Für das Jahr 2003 wurden 1 815 Fälle von aktiver Sterbehilfe in den Niederlanden gemeldet, was einen Rückgang von 300 Fällen im Vergleich zum Vorjahr bedeutet. Was sich wie eine gute Nachricht anhört, bedeutet jedoch, dass es eine steigende Dunkelziffer gibt. Es ist anzunehmen, dass in weit mehr als den gemeldeten Fällen aktive Sterbehilfe vorgenommen wird. Auch die Staatssekretärin im niederländischen Gesundheitsministerium, Clémence Ross-van Dorp, geht von einem nachlassenden Meldeverhalten der beteiligten Ärzte aus und kündigte in einem Schreiben an das niederländische Parlament eine Untersuchung der Hintergründe an.

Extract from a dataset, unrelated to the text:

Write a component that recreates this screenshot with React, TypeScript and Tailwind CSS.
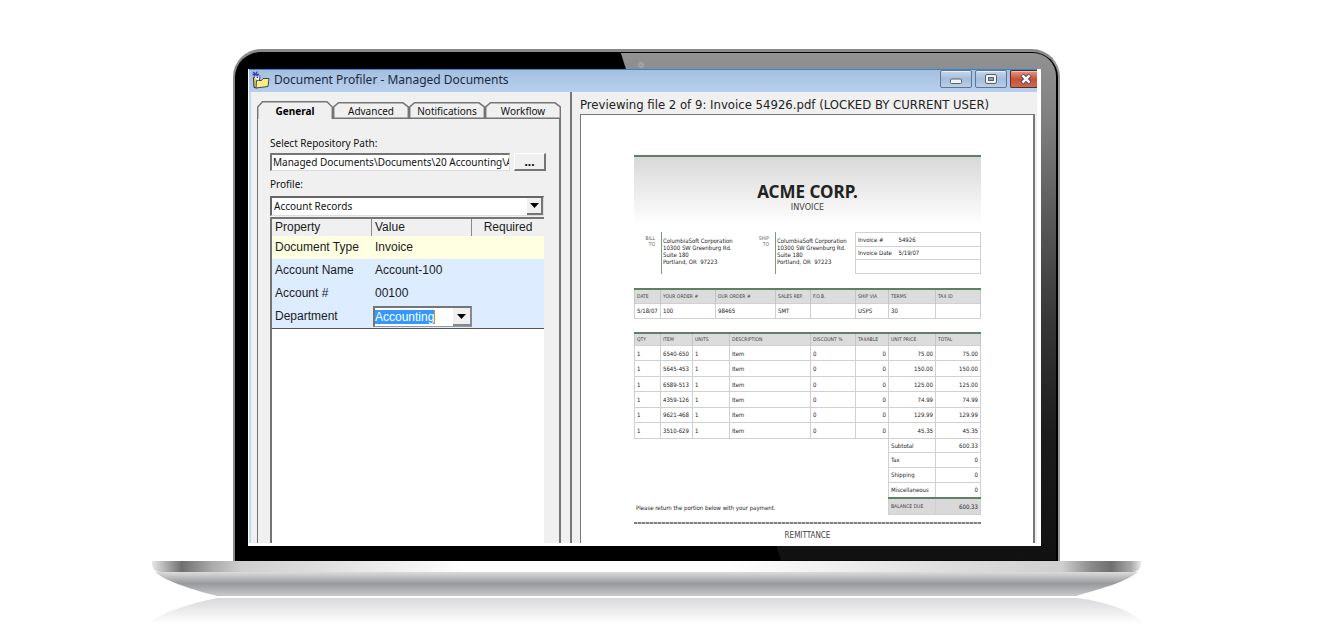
import type { ReactNode } from "react";

const tabs = ["General", "Advanced", "Notifications", "Workflow"];

const lineItems = [
  ["6540-650", "75.00"],
  ["5645-453", "150.00"],
  ["6589-513", "125.00"],
  ["4359-126", "74.99"],
  ["9621-468", "129.99"],
  ["3510-629", "45.35"],
];

const totals = [
  ["Subtotal", "600.33"],
  ["Tax", "0"],
  ["Shipping", "0"],
  ["Miscellaneous", "0"],
];

const verdanaLike = "font-['Noto_Sans',sans-serif]";
const tahomaLike = "font-['DejaVu_Sans_Condensed','Noto_Sans',sans-serif]";

function DownArrow() {
  return (
    <svg viewBox="0 0 9 5" className="h-[5px] w-[9px]" aria-hidden="true">
      <path d="M0 0H9L4.500 5Z" fill="#000" />
    </svg>
  );
}

function FolderIcon() {
  return (
    <svg viewBox="0 0 18 18" className="h-[18px] w-[18px] shrink-0" aria-hidden="true">
      <path d="M1.500 6.500L2 16.500L4.500 17L8 9.500L6 6.500Z" fill="#e9d24a" stroke="#22305c" />
      <path d="M4.500 9.500H9.500L11 7.500H17L16 15.500L4 17Z" fill="#fbee7c" stroke="#3c4466" />
      <path d="M1 1L6 5M5.500 0.500L2 5.500M0.500 3.500H7" stroke="#3a3fb4" strokeWidth="1.300" fill="none" />
      <path d="M3 6L6 8.500L7.500 5" stroke="#fff" strokeWidth="1.500" fill="none" />
      <path d="M8 4.500L7.500 8.500" stroke="#3a3fb4" />
    </svg>
  );
}

function TabOutline({ active }: { active: boolean }) {
  return (
    <svg
      viewBox="0 0 76 18"
      preserveAspectRatio="none"
      className="absolute inset-0 h-full w-full"
      aria-hidden="true"
    >
      <path
        d={active ? "M0.700 18V6L5.500 0.800H70L75.300 6V18" : "M0.700 17.200V6L5.500 1.800H70L75.300 6V17.200Z"}
        fill="#f0f0f0"
        stroke="#757575"
        strokeWidth="1.500"
      />
    </svg>
  );
}

function WindowButton({ label, danger, children }: { label: string; danger?: boolean; children: ReactNode }) {
  return (
    <button
      type="button"
      aria-label={label}
      className={
        danger
          ? "flex h-[18px] w-[27px] items-center justify-center rounded-l-[2px] border border-r-0 border-[#5c2a2a] bg-linear-to-b from-[#e39b89] via-[#c94f38] to-[#cd6a4c] inset-shadow-2xs inset-shadow-white/40"
          : "flex h-[18px] w-8 items-center justify-center rounded-[2px] border border-[#61758f] bg-linear-to-b from-[#c4d7ee] via-[#a5bdd9] to-[#b7cfeb] inset-shadow-2xs inset-shadow-white/60"
      }
    >
      {children}
    </button>
  );
}

function TitleBar() {
  return (
    <header className="flex h-[23px] items-start justify-between border-t border-[#2f84d4] bg-linear-to-b from-[#a5bfde] to-[#b7d0ef]">
      <div className="flex items-center gap-1 pl-[3px]">
        <FolderIcon />
        <h1 className="font-['Noto_Sans',sans-serif] text-xs leading-5 text-[#1c2a3c]">
          Document Profiler - Managed Documents
        </h1>
      </div>
      <div className="flex gap-[3px]">
        <WindowButton label="Minimize">
          <svg viewBox="0 0 14 12" className="h-3 w-3.5" aria-hidden="true">
            <rect x="1.500" y="6" width="11" height="4.500" rx="1" fill="#f4f4f4" stroke="#56606e" />
          </svg>
        </WindowButton>
        <WindowButton label="Maximize">
          <svg viewBox="0 0 14 12" className="h-3 w-3.5" aria-hidden="true">
            <rect x="1.500" y="1.500" width="11" height="9" rx="1.500" fill="#f4f4f4" stroke="#56606e" />
            <rect x="4.500" y="4.500" width="5" height="3" fill="#8ca5c4" stroke="#56606e" />
          </svg>
        </WindowButton>
        <WindowButton label="Close" danger>
          <svg viewBox="0 0 14 12" className="ml-1 h-3 w-3.5" aria-hidden="true">
            <path d="M3 2L11 10M11 2L3 10" stroke="#4d4552" strokeWidth="4.500" />
            <path d="M3.400 2.400L10.600 9.600M10.600 2.400L3.400 9.600" stroke="#f6f6f6" strokeWidth="2.600" />
          </svg>
        </WindowButton>
      </div>
    </header>
  );
}

function PropertyRow({ name, tint, children }: { name: string; tint: string; children: ReactNode }) {
  return (
    <tr className={tint}>
      <td className="h-[23px] pb-0.5 pl-[3px]">{name}</td>
      <td className="pb-0.5 pl-[3px]">{children}</td>
      <td />
    </tr>
  );
}

function ProfilePanel() {
  return (
    <section className="flex w-[321px] shrink-0 flex-col border-l-2 border-[#c3d7f0] pr-[9px] pl-1.5">
      <div role="tablist" className={`flex pt-[9px] text-[10px] text-[#111] ${verdanaLike}`}>
        {tabs.map((tab, i) => (
          <button
            key={tab}
            type="button"
            role="tab"
            aria-selected={i === 0}
            className={`relative h-[18px] flex-1 pt-px leading-[18px] ${i === 0 ? "font-bold text-black" : ""}`}
          >
            <TabOutline active={i === 0} />
            <span className="relative">{tab}</span>
          </button>
        ))}
      </div>
      <div
        role="tabpanel"
        className="flex flex-1 flex-col border-r-2 border-l border-[#757575] pt-4 pr-[13px] pl-3"
      >
        <label htmlFor="repo" className={`text-[10px] leading-4 text-[#111] ${verdanaLike}`}>
          Select Repository Path:
        </label>
        <div className="mt-0.5 flex h-[18px] gap-1">
          <input
            id="repo"
            readOnly
            defaultValue="Managed Documents\Documents\20 Accounting\Accounts"
            className={`min-w-0 flex-1 border-t-2 border-r border-b border-l-2 border-t-[#757575] border-r-[#ddd] border-b-[#ddd] border-l-[#757575] bg-white pl-px text-[10px] text-[#111] outline-none ${verdanaLike}`}
          />
          <button
            type="button"
            aria-label="Browse"
            className="flex w-8 items-center justify-center border-t border-r-2 border-b-2 border-l border-t-white border-r-[#757575] border-b-[#757575] border-l-white bg-[#f0f0f0] text-xs leading-none font-bold"
          >
            ...
          </button>
        </div>
        <label htmlFor="profile" className={`mt-[5px] text-[10px] leading-4 text-[#111] ${verdanaLike}`}>
          Profile:
        </label>
        <div className="relative mt-1 mr-0.5 flex h-5">
          <select
            id="profile"
            className={`w-full appearance-none border-t-2 border-r border-b border-l-2 border-t-[#666] border-r-[#ddd] border-b-[#ddd] border-l-[#666] bg-white pb-0.5 pl-0.5 text-[10px] leading-4 text-[#111] outline-none ${verdanaLike}`}
          >
            <option>Account Records</option>
          </select>
          <span className="pointer-events-none absolute top-0.5 right-px bottom-px flex w-4 items-center justify-center border-r-2 border-b-2 border-[#757575] bg-[#f0f0f0]">
            <DownArrow />
          </span>
        </div>
        <div className="mt-px mr-0.5 flex-1 border-t-2 border-l-2 border-[#757575] bg-white font-['Liberation_Sans',sans-serif] text-xs leading-4 text-[#1b1b1b]">
          <table className="w-full table-fixed border-separate border-spacing-0 border-b border-[#555]">
            <colgroup>
              <col className="w-[100px]" />
              <col className="w-[100px]" />
              <col />
            </colgroup>
            <thead>
              <tr className="bg-[#f0f0f0]">
                <th className="h-[17px] border-r border-[#888] pb-px pl-[3px] text-left font-normal">Property</th>
                <th className="border-r border-[#888] pb-px pl-[3px] text-left font-normal">Value</th>
                <th className="pb-px font-normal">Required</th>
              </tr>
            </thead>
            <tbody>
              <PropertyRow name="Document Type" tint="bg-[#ffffe1]">
                Invoice
              </PropertyRow>
              <PropertyRow name="Account Name" tint="bg-[#ddedff]">
                Account-100
              </PropertyRow>
              <PropertyRow name="Account #" tint="bg-[#ddedff]">
                00100
              </PropertyRow>
              <tr className="bg-[#ddedff]">
                <td className="h-[23px] pb-px pl-[3px]">Department</td>
                <td>
                  <div className="ml-px flex h-[21px] items-stretch justify-between border-t-2 border-r-2 border-b border-l-2 border-t-[#757575] border-r-[#8a8a8a] border-b-[#999] border-l-[#757575] bg-white">
                    <input
                      aria-label="Department"
                      defaultValue="Accounting"
                      className="my-0.5 w-[60px] border-r border-[#e08b2c] bg-[#3399ff] text-xs leading-[14px] text-white outline-none"
                    />
                    <button
                      type="button"
                      aria-label="Open department list"
                      className="flex w-[17px] items-center justify-center border-b-2 border-[#888] bg-[#f0f0f0]"
                    >
                      <DownArrow />
                    </button>
                  </div>
                </td>
                <td />
              </tr>
            </tbody>
          </table>
        </div>
      </div>
    </section>
  );
}

function Address({ kind }: { kind: string }) {
  return (
    <div className="flex min-w-0 gap-1.5">
      <p className="w-[21px] shrink-0 pt-[3px] text-right text-[5px] leading-[6px] text-[#666]">
        {kind}
        <br />
        TO
      </p>
      <address className="border-l border-[#7c9a80] pt-[5px] pb-1 pl-px leading-[7px] whitespace-pre not-italic">
        ColumbiaSoft Corporation
        <br />
        10300 SW Greenburg Rd.
        <br />
        Suite 180
        <br />
        {"Portland, OR  97223"}
      </address>
    </div>
  );
}

function Invoice() {
  const head = "border-t-2 border-t-[#5f8065] bg-[#dcdcdc] text-left text-[5px] text-[#444]";
  return (
    <article className={`mt-10 mr-[52px] ml-[53px] text-[6px] leading-[7px] text-[#222] ${tahomaLike}`}>
      <header className="h-[77px] border-t-2 border-[#5f8065] bg-linear-to-b from-[#d8d8d8] to-white to-90% pt-[25px] text-center">
        <h2 className="font-['Noto_Sans',sans-serif] text-[17px] leading-5 font-bold text-[#222]">ACME CORP.</h2>
        <p className="text-[9px] leading-[10px] text-[#444]">INVOICE</p>
      </header>

      <div className="grid grid-cols-[114px_1fr_126px]">
        <Address kind="BILL" />
        <Address kind="SHIP" />
        <table className="h-[42px] w-full border-collapse border border-[#d0d0d0]">
          <tbody>
            <tr className="border-b border-[#d0d0d0]">
              <th className="w-[41px] pl-0.5 text-left font-normal">Invoice #</th>
              <td className="pl-0.5">54926</td>
            </tr>
            <tr className="border-b border-[#d0d0d0]">
              <th className="pl-0.5 text-left font-normal">Invoice Date</th>
              <td className="pl-0.5">5/19/07</td>
            </tr>
            <tr>
              <td colSpan={2}>&nbsp;</td>
            </tr>
          </tbody>
        </table>
      </div>

      <table className="mt-3.5 w-full table-fixed border-collapse [&_td]:border [&_td]:border-[#d0d0d0] [&_td]:px-0.5 [&_th]:border-x [&_th]:border-x-[#c4c4c4] [&_th]:px-0.5 [&_th]:font-normal">
        <colgroup>
          <col className="w-[26px]" />
          <col className="w-[55px]" />
          <col className="w-[60px]" />
          <col className="w-[35px]" />
          <col className="w-[45px]" />
          <col className="w-[33px]" />
          <col className="w-[47px]" />
          <col />
        </colgroup>
        <thead>
          <tr className={head}>
            {["DATE", "YOUR ORDER #", "OUR ORDER #", "SALES REP.", "F.O.B.", "SHIP VIA", "TERMS", "TAX ID"].map((h) => (
              <th key={h} className="h-3.5 whitespace-nowrap">
                {h}
              </th>
            ))}
          </tr>
        </thead>
        <tbody>
          <tr>
            <td className="h-[15px] whitespace-nowrap">5/18/07</td>
            <td>100</td>
            <td>98465</td>
            <td>SMT</td>
            <td />
            <td>USPS</td>
            <td>30</td>
            <td />
          </tr>
        </tbody>
      </table>

      <table className="mt-[13px] h-[107px] w-full table-fixed border-collapse [&_td]:border [&_td]:border-[#d0d0d0] [&_td]:px-0.5 [&_th]:border-x [&_th]:border-x-[#c4c4c4] [&_th]:px-0.5 [&_th]:font-normal">
        <colgroup>
          <col className="w-[26px]" />
          <col className="w-8" />
          <col className="w-[37px]" />
          <col className="w-[81px]" />
          <col className="w-[45px]" />
          <col className="w-[33px]" />
          <col className="w-[47px]" />
          <col />
        </colgroup>
        <thead>
          <tr className={head}>
            {["QTY", "ITEM", "UNITS", "DESCRIPTION", "DISCOUNT %", "TAXABLE", "UNIT PRICE", "TOTAL"].map((h) => (
              <th key={h} className="h-[13px] whitespace-nowrap">
                {h}
              </th>
            ))}
          </tr>
        </thead>
        <tbody>
          {lineItems.map(([item, price]) => (
            <tr key={item}>
              <td>1</td>
              <td className="whitespace-nowrap">{item}</td>
              <td>1</td>
              <td>Item</td>
              <td>0</td>
              <td className="text-right">0</td>
              <td className="text-right">{price}</td>
              <td className="text-right">{price}</td>
            </tr>
          ))}
        </tbody>
      </table>

      <div className="flex items-end justify-between">
        <p className="pb-1 pl-0.5">Please return the portion below with your payment.</p>
        <table className="h-[76px] w-[93px] table-fixed border-collapse [&_td]:border [&_td]:border-t-0 [&_td]:border-[#d0d0d0] [&_td]:px-0.5 [&_th]:border [&_th]:border-t-0 [&_th]:border-[#d0d0d0] [&_th]:px-0.5 [&_th]:text-left [&_th]:font-normal">
          <colgroup>
            <col className="w-[47px]" />
            <col />
          </colgroup>
          <tbody>
            {totals.map(([label, value]) => (
              <tr key={label}>
                <th>{label}</th>
                <td className="text-right">{value}</td>
              </tr>
            ))}
            <tr className="border-t-2 border-[#5f8065] bg-[#d9d9d9]">
              <th className="text-[5px] text-[#444]">BALANCE DUE</th>
              <td className="text-right">600.33</td>
            </tr>
          </tbody>
        </table>
      </div>

      <div className="mt-[7px] h-0.5 bg-[repeating-linear-gradient(90deg,#808080_0_3px,#c4c4c4_3px_4px)]" />
      <p className="pt-[7px] pb-0.5 text-center text-[8px] leading-[10px] text-[#444]">REMITTANCE</p>
    </article>
  );
}

function LaptopBase() {
  return (
    <div className="w-full">
      <div className="h-[11px] rounded-bl-[8px] rounded-br-[8px] bg-[linear-gradient(90deg,#e8e8e8_0%,#6f6f6f_3%,#a9a9a9_6%,#cfcfcf_9%,#dedede_17%,#ffffff_32%,#ffffff_58%,#dedede_80%,#cfcfcf_92%,#8a8a8a_95%,#6f6f6f_97%,#a9a9a9_99%,#e8e8e8_100%)]" />
      <svg viewBox="0 0 989 54" preserveAspectRatio="none" className="block h-[54px] w-full" aria-hidden="true">
        <defs>
          <linearGradient id="under" x1="0" y1="0" x2="0" y2="1">
            <stop offset="0" stopColor="#dcdcdc" />
            <stop offset="0.480" stopColor="#98999c" />
            <stop offset="1" stopColor="#c9c9cc" />
          </linearGradient>
          <linearGradient id="mirror" x1="0" y1="0" x2="0" y2="1">
            <stop offset="0" stopColor="#d9d9dc" />
            <stop offset="1" stopColor="#fff" />
          </linearGradient>
        </defs>
        <path d="M3 0H986C974 10 948 17 924 24H65C42 18 15 10 3 0Z" fill="url(#under)" />
        <path d="M65 26H924C950 29 974 36 989 49V52H0V48C15 39 40 31 65 26Z" fill="url(#mirror)" />
      </svg>
    </div>
  );
}

export default function App() {
  return (
    <main className="min-h-screen bg-white pt-[49px] pr-[30px]">
      <div className="mx-auto w-full max-w-[989px]">
        <div className="mx-[81px] rounded-t-[28px] border-x-2 border-t-[3px] border-[#8a8a8a] border-r-[#9c9898] bg-black">
          <div className="relative overflow-hidden rounded-t-[25px] px-[13px] pt-[17px] pb-[15px]">
            <div className="absolute inset-x-0 top-px right-0.5 bottom-0 rounded-tr-[23px] bg-[linear-gradient(180deg,#929292_0%,#7c7c7c_15%,#5a5a5a_32%,#383838_52%,#1c1c1c_75%,#111111_100%)] [clip-path:polygon(47%_0,100%_0,100%_100%,66.5%_100%)]" />
            <div className="absolute top-2.5 left-[49%] h-1.5 w-1.5 rounded-full border border-[#aaa] bg-[#999]" />
            <div className="relative mr-1 bg-white pr-1 pb-[3px] pl-px">
              <div className="bg-[#f0f0f0]">
                <TitleBar />
                <div className="flex">
                  <ProfilePanel />
                  <section className="min-w-0 flex-1 border-l-2 border-[#777] pr-0.5 pl-2">
                    <p className={`truncate pt-1 text-[13px] leading-[18px] text-[#222] ${tahomaLike}`}>
                      Previewing file 2 of 9: Invoice 54926.pdf (LOCKED BY CURRENT USER)
                    </p>
                    <div className="overflow-hidden border-t border-r-2 border-l border-[#777] bg-white">
                      <Invoice />
                    </div>
                  </section>
                </div>
              </div>
            </div>
          </div>
        </div>
        <LaptopBase />
      </div>
    </main>
  );
}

Es ist davon auszugehen, dass diese Fälle deshalb nicht an die regionalen Kontrollkommissionen gemeldet wurden, weil die gesetzlichen Voraussetzungen nicht erfüllt wurden. Besonders bedenklich stimmt, so die Bayerische Stiftung Hospiz, die relativ geringe Zahl der aus Krankenhäusern und Pflegeheimen gemeldeten Fälle, da es sich dabei in der Regel um Personen handele, die auf die Pflege und Fürsorge anderer angewiesen seien und die häufig nicht mehr in der Lage seien, ihren Willen frei zu äußern. Die Stiftung Hospiz berichtet, dass in Belgien und den Niederlanden inzwischen immer mehr Menschen eine so genannte Lebensverfügung bei sich tragen, mit der sie sich vor Maßnahmen zur ungewollten Lebensbeendigung schützen wollen.
( ... )
Nach dem im Jahr 2001 in Kraft getretenen niederländischen Euthanasie-Gesetz, mit dem die seit 1994 geltende Sterbehilferegelung neu gefasst wurde, bleiben aktive Sterbehilfe und Beihilfe zum Suizid unter bestimmten Voraussetzungen von einer Strafverfolgung befreit. Danach hat ein Arzt bestimmte Sorgfaltskriterien zu erfüllen: Er muss zu der Überzeugung gelangt sein, dass der Patient „freiwillig und nach reiflicher Überlegung“ um Sterbehilfe gebeten hat. Er muss außerdem davon ausgehen können, dass der Zustand des Patienten „aussichtslos und sein Leiden unerträglich war“. Der Patient sollte über seinen Zustand und sein Leiden informiert sein, und der Arzt musste zu der Überzeugung gelangt sein, dass es in dem Stadium, in dem sich der Patient befand, keine andere Lösung gab. Ein Kollege musste zu Rate gezogen werden, und er hatte nachzuweisen, dass er „die Lebensbeendigung medizinisch sorgfältig ausgeführt hat“. Ob ein Arzt die gesetzlich vorgeschriebene Sorgfaltspflicht verletzt hat, überprüft eine regionale Prüfkommission. Dieser gehören ein Arzt, ein Jurist und ein Ethiker an. Auch Minderjährige dürfen um „Lebensbeendigung oder Hilfe bei Selbsttötung“ bitten, Minderjährige unter 16 Jahren benötigen das Einverständnis der Eltern.